Governing board embraces change for a stronger future

Jonathan Thomas,
Chair of the CIRM governing board

When the IOM released its report on the stem cell agency last December, praising us for things they said we had done well but also identifying areas and making a series of major recommendations on how we could improve our performance (you can see those recommendations here), we said we took their recommendations seriously and would act on them promptly.

We have done that.
 Last week the Governing Board of the stem cell agency, the Independent Citizens Oversight Committee (ICOC), endorsed a framework of proposals that would dramatically change the way the Board works, and directly addresses the concerns and recommendations of the IOM, in particular their feeling that the way our Board works could create a perception of conflict of interest.

Key among the proposals the Board endorsed is that any member of the Board who is appointed from an institution that is eligible to receive money from the agency should not be able to vote, but should instead abstain from approving funding for any and all grants going forward. This puts the economic conflicts issue to bed once and for all.

It was not an easy change to propose and certainly not an easy one for our Board members to approve. They all care deeply about our mission and devote a great deal of thought, time and energy to helping us do our work. So for 13 of them to agree to abstain from a key aspect of their work was difficult to say the least. And yet they did it because they felt it was important for the overall goal of the agency.

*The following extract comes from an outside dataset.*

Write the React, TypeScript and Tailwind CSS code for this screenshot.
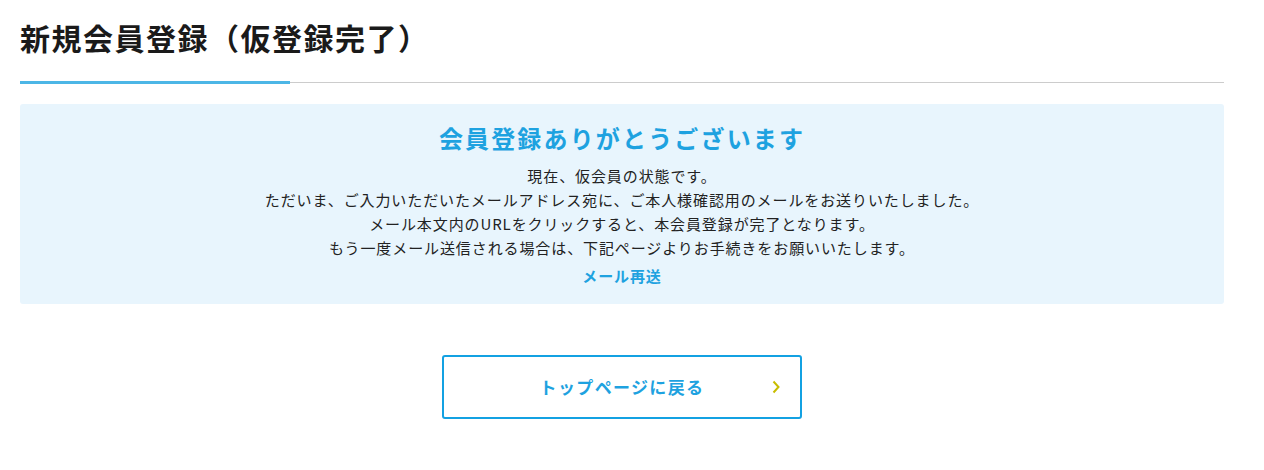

All our Board members will still be able to participate in debates and discussions on research, bringing their experience and expertise to help inform the final decision. They just won’t be able to vote on that decision, and they will continue to refrain from even participating in the discussion of applications submitted by their own institution. As Dr. Michael Friedman, CEO of City of Hope said, having to abstain on some votes is a small price to pay to demonstrate the integrity of the process: “This is necessary to ensure the public trust and I think these compromises are essential to enable us to reassure the public about the integrity of the work we do and to be able to continue with our mission.”

So why did we take this approach? It’s simple. We want people to focus on the great work we do, on the groundbreaking research we fund, and the impact we are having on the field of regenerative medicine not just in California but throughout the U.S. and around the world. As long as there are perceptions of conflict of interest hanging over the Board, this will continue to be difficult. By addressing the IOM’s recommendations and these perceptions of conflict of interest directly and taking them out of the equation we can focus on what really matters, finding therapies and cures for deadly diseases and disorders. 

The Board addressed the other recommendations made by the IOM in its report (you can see those here) and while most members supported most of the proposals no one began the meeting by supporting them all. What is important is that we all realized that we had to compromise for the greater good. We all had to stand back and understand that we had to put our own individual desires aside in the best interests of the agency. We knew that if we didn’t make these changes, then we could never shift the spotlight away from how we operate, and focus it instead on what we do. And ultimately that is what is truly important.

At the meeting on Wednesday a number of patient advocates spoke. As always their eloquence and passion reminded us of why we are here. It is not to defend institutional structures, or organizational procedures. It is to help find treatments, maybe one day even cures, for diseases that affect millions of people. Our Board understands that. That’s why they voted to make the changes they did, to put past criticisms behind us and to focus on the future.